■ **EXERCISE OBJECTIVE**: Write out the full listing exactly as given, minus the images.

>> Start INFORMATION SUPPLIED

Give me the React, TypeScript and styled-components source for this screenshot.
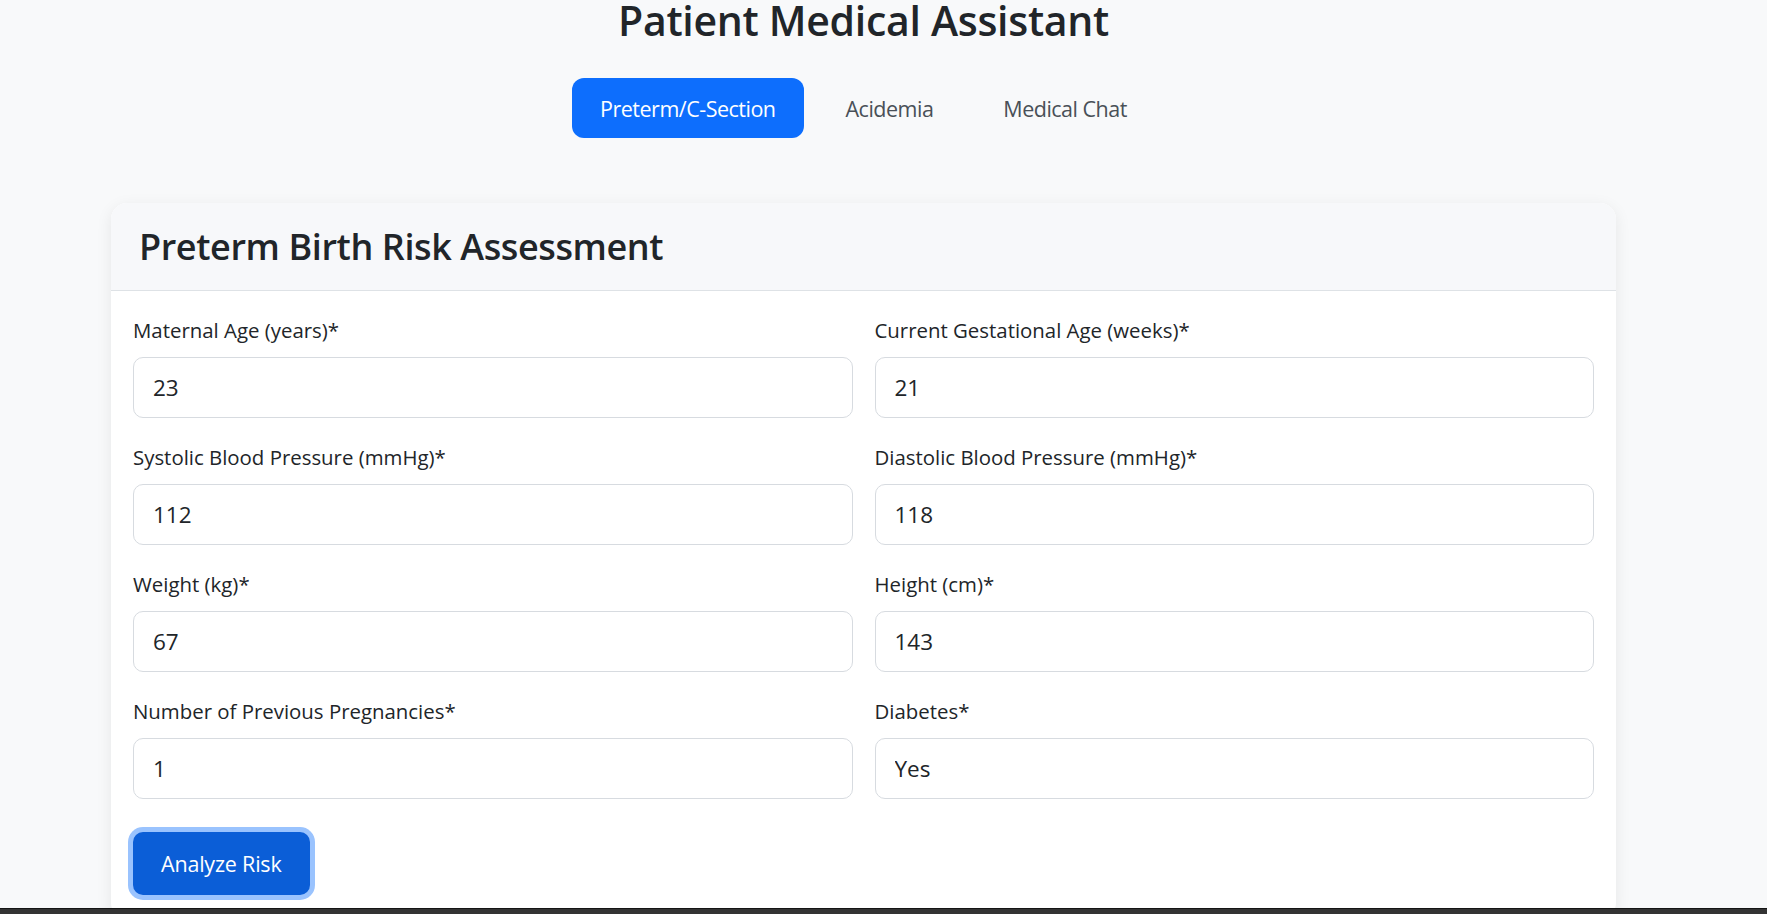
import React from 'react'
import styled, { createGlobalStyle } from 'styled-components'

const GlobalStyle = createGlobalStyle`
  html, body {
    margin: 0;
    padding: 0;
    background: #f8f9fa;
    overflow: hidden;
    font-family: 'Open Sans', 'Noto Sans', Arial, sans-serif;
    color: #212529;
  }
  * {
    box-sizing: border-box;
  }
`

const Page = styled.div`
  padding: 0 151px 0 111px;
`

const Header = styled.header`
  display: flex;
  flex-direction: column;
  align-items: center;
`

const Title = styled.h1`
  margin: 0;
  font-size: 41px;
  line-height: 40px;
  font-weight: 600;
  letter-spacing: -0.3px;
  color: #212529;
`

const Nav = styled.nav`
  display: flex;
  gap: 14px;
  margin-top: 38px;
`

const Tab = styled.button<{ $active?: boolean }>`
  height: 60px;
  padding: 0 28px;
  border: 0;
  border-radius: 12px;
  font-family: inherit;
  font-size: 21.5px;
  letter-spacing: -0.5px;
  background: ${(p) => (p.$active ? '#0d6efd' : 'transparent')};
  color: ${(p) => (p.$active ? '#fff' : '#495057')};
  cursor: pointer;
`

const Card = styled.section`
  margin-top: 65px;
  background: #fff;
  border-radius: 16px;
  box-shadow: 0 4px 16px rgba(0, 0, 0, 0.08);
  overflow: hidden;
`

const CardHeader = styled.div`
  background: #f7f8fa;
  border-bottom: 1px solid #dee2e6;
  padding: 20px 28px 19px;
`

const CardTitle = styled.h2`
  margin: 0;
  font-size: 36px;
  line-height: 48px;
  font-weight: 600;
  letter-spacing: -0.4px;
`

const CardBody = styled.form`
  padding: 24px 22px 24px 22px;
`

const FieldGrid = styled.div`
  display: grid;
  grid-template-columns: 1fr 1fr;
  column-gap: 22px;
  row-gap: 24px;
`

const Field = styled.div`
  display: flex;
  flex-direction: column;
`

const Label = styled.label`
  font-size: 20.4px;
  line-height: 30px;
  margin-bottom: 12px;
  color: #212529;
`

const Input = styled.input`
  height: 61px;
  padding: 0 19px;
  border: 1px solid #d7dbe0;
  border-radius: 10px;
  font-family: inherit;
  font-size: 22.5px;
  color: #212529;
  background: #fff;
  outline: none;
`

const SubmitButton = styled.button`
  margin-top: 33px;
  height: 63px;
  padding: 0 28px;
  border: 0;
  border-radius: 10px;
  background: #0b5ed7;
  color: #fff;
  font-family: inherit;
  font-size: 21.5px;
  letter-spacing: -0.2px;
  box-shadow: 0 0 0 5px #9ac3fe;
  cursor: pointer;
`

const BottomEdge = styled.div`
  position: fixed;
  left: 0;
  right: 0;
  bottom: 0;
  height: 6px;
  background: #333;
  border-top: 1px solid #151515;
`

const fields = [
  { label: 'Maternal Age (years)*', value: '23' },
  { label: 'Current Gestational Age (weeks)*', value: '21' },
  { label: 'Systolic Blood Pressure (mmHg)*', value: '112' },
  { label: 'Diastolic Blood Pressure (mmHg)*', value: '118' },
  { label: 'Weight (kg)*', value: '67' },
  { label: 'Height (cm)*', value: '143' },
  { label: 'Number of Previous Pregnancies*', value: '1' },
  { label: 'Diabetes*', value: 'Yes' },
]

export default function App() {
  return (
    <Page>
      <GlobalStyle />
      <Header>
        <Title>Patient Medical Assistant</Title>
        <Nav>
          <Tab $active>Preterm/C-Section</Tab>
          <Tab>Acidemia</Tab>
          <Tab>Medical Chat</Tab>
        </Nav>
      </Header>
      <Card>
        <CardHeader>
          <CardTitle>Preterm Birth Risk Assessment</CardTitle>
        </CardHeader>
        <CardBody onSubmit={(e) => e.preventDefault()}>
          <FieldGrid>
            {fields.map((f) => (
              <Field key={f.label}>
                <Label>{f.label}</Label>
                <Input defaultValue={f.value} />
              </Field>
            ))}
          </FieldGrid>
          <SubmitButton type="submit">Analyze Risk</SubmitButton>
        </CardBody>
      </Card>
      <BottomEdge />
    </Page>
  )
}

>> End INFORMATION SUPPLIED

■ **SOLVED EXERCISE**:
Give me the React, TypeScript and styled-components source for this screenshot.
import React from 'react'
import styled, { createGlobalStyle } from 'styled-components'

const GlobalStyle = createGlobalStyle`
  html, body {
    margin: 0;
    padding: 0;
    background: #f8f9fa;
    overflow: hidden;
    font-family: 'Open Sans', 'Noto Sans', Arial, sans-serif;
    color: #212529;
  }
  * {
    box-sizing: border-box;
  }
`

const Page = styled.div`
  padding: 0 151px 0 111px;
`

const Header = styled.header`
  display: flex;
  flex-direction: column;
  align-items: center;
`

const Title = styled.h1`
  margin: 0;
  font-size: 41px;
  line-height: 40px;
  font-weight: 600;
  letter-spacing: -0.3px;
  color: #212529;
`

const Nav = styled.nav`
  display: flex;
  gap: 14px;
  margin-top: 38px;
`

const Tab = styled.button<{ $active?: boolean }>`
  height: 60px;
  padding: 0 28px;
  border: 0;
  border-radius: 12px;
  font-family: inherit;
  font-size: 21.5px;
  letter-spacing: -0.5px;
  background: ${(p) => (p.$active ? '#0d6efd' : 'transparent')};
  color: ${(p) => (p.$active ? '#fff' : '#495057')};
  cursor: pointer;
`

const Card = styled.section`
  margin-top: 65px;
  background: #fff;
  border-radius: 16px;
  box-shadow: 0 4px 16px rgba(0, 0, 0, 0.08);
  overflow: hidden;
`

const CardHeader = styled.div`
  background: #f7f8fa;
  border-bottom: 1px solid #dee2e6;
  padding: 20px 28px 19px;
`

const CardTitle = styled.h2`
  margin: 0;
  font-size: 36px;
  line-height: 48px;
  font-weight: 600;
  letter-spacing: -0.4px;
`

const CardBody = styled.form`
  padding: 24px 22px 24px 22px;
`

const FieldGrid = styled.div`
  display: grid;
  grid-template-columns: 1fr 1fr;
  column-gap: 22px;
  row-gap: 24px;
`

const Field = styled.div`
  display: flex;
  flex-direction: column;
`

const Label = styled.label`
  font-size: 20.4px;
  line-height: 30px;
  margin-bottom: 12px;
  color: #212529;
`

const Input = styled.input`
  height: 61px;
  padding: 0 19px;
  border: 1px solid #d7dbe0;
  border-radius: 10px;
  font-family: inherit;
  font-size: 22.5px;
  color: #212529;
  background: #fff;
  outline: none;
`

const SubmitButton = styled.button`
  margin-top: 33px;
  height: 63px;
  padding: 0 28px;
  border: 0;
  border-radius: 10px;
  background: #0b5ed7;
  color: #fff;
  font-family: inherit;
  font-size: 21.5px;
  letter-spacing: -0.2px;
  box-shadow: 0 0 0 5px #9ac3fe;
  cursor: pointer;
`

const BottomEdge = styled.div`
  position: fixed;
  left: 0;
  right: 0;
  bottom: 0;
  height: 6px;
  background: #333;
  border-top: 1px solid #151515;
`

const fields = [
  { label: 'Maternal Age (years)*', value: '23' },
  { label: 'Current Gestational Age (weeks)*', value: '21' },
  { label: 'Systolic Blood Pressure (mmHg)*', value: '112' },
  { label: 'Diastolic Blood Pressure (mmHg)*', value: '118' },
  { label: 'Weight (kg)*', value: '67' },
  { label: 'Height (cm)*', value: '143' },
  { label: 'Number of Previous Pregnancies*', value: '1' },
  { label: 'Diabetes*', value: 'Yes' },
]

export default function App() {
  return (
    <Page>
      <GlobalStyle />
      <Header>
        <Title>Patient Medical Assistant</Title>
        <Nav>
          <Tab $active>Preterm/C-Section</Tab>
          <Tab>Acidemia</Tab>
          <Tab>Medical Chat</Tab>
        </Nav>
      </Header>
      <Card>
        <CardHeader>
          <CardTitle>Preterm Birth Risk Assessment</CardTitle>
        </CardHeader>
        <CardBody onSubmit={(e) => e.preventDefault()}>
          <FieldGrid>
            {fields.map((f) => (
              <Field key={f.label}>
                <Label>{f.label}</Label>
                <Input defaultValue={f.value} />
              </Field>
            ))}
          </FieldGrid>
          <SubmitButton type="submit">Analyze Risk</SubmitButton>
        </CardBody>
      </Card>
      <BottomEdge />
    </Page>
  )
}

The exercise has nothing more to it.